As discussed more fully in this disclosure, there are several techniques that can be used to improve recognizer performance under difficult conditions such as in the presence of noise or when the communication channel is degraded (through poor microphone placement or other transmission loss). The present disclosure attacks the problem by improving the way the speech signals are processed to extract features that are used to train the speech models and then used to process the incoming speech.
Discussion of Feature Extraction
When human speech is processed so that an automatic speech recognizer can analyze it, the speech is captured in analog form by a microphone and then digitized by analog to digital convertor. This converts the human speech into a time-domain sequence of digital values representing the instantaneous waveform amplitude at sample of the waveform extracted by the analog to digital convertor. In its native digitized form, the speech signal can be of any length, dictated by how long was the utterance. Pattern recognition of a time-domain sequence of digital values of indeterminate length is an intractable problem. Therefore, to make pattern recognition possible, the digitized speech signal is first broken into units of predefined length. This process is known as “windowing.” Windowing breaks the digital data stream into smaller, fixed length chunks that can be fed to the recognizer, one chunk at a time.

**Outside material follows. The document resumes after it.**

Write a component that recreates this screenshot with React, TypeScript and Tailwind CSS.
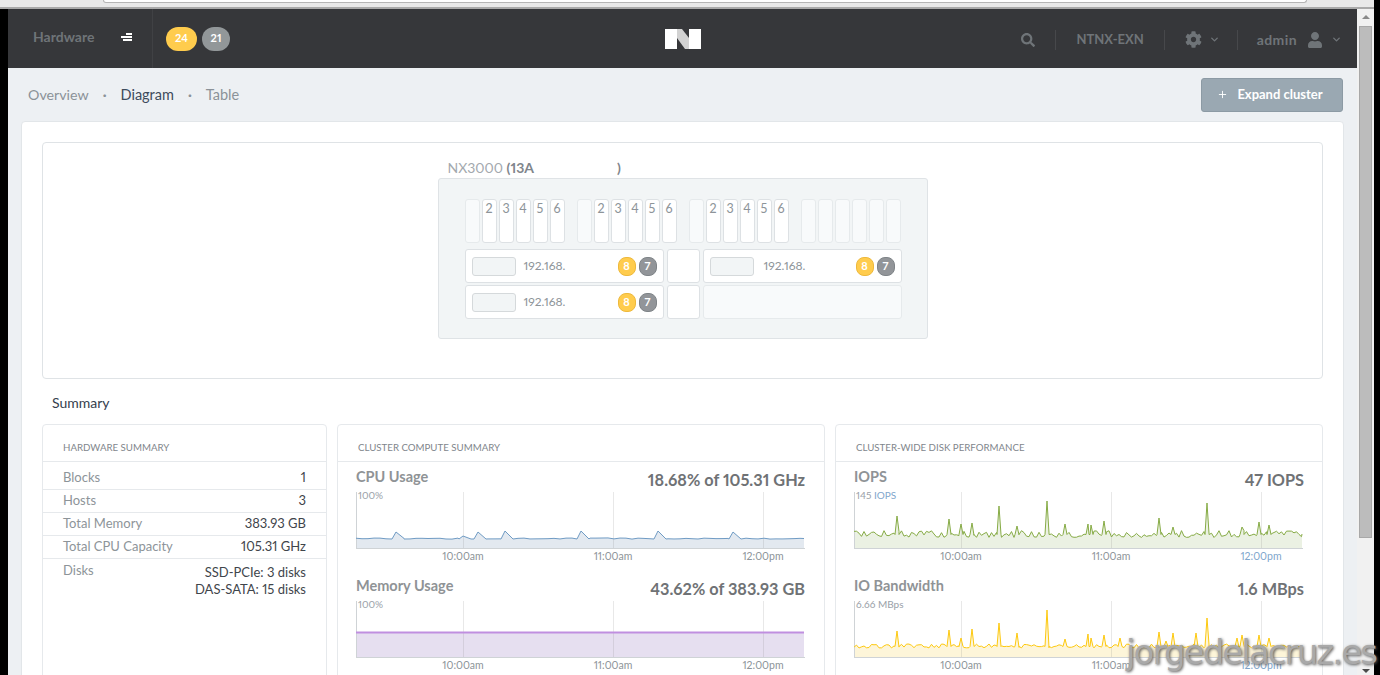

However, it turns out that processing chunks of raw digital speech data in the time domain remains largely unsuccessful because even for the same word uttered several times, the raw digital speech data will vary significantly from utterance to utterance. Thus comparing utterance A with utterance B on the basis of individual raw digital speech data points is not effective. Speech recognizer systems deal with this by extracting “features” from the raw digital speech data. The goal is to identify features that are effective in discriminating utterance A from utterance B, while reducing the number of comparisons that need to be performed. Many speech recognizers today are based on extracted features known as “cepstral coefficients.”
As will be more fully described below, the present disclosure seeks to improve automatic speech recognition and automatic speech recognizers by utilizing a new way of extracting features from the speech signal.
Therefore, to reiterate, unlike human audition, the performance of speech-based recognition systems degrades significantly in the presence of noise and background interference. This can be attributed to inherent mismatch between the training and deployment conditions, especially when the characteristics of all possible noise sources are not known in advance. Therefore, in literature several strategies have been proposed that can reduce the effect of this mismatch. They can be broadly categorized into three main groups: 1) speech enhancement techniques that can filter out the noise in the spectral or temporal domain; 2) robust feature extraction techniques that can generate speech features that are invariant to channel conditions; and 3) back-end adaptation techniques that can reduce the effect of training-deployment mismatch by adjusting the parameters of a statistical recognition model. Even though significant improvements in recognition performance can be expected by the application of the third approach, the overall system performance is still limited by the quality of the speech features. Therefore, this disclosure focuses on extraction of speech features that are robust to mismatch between training and testing conditions.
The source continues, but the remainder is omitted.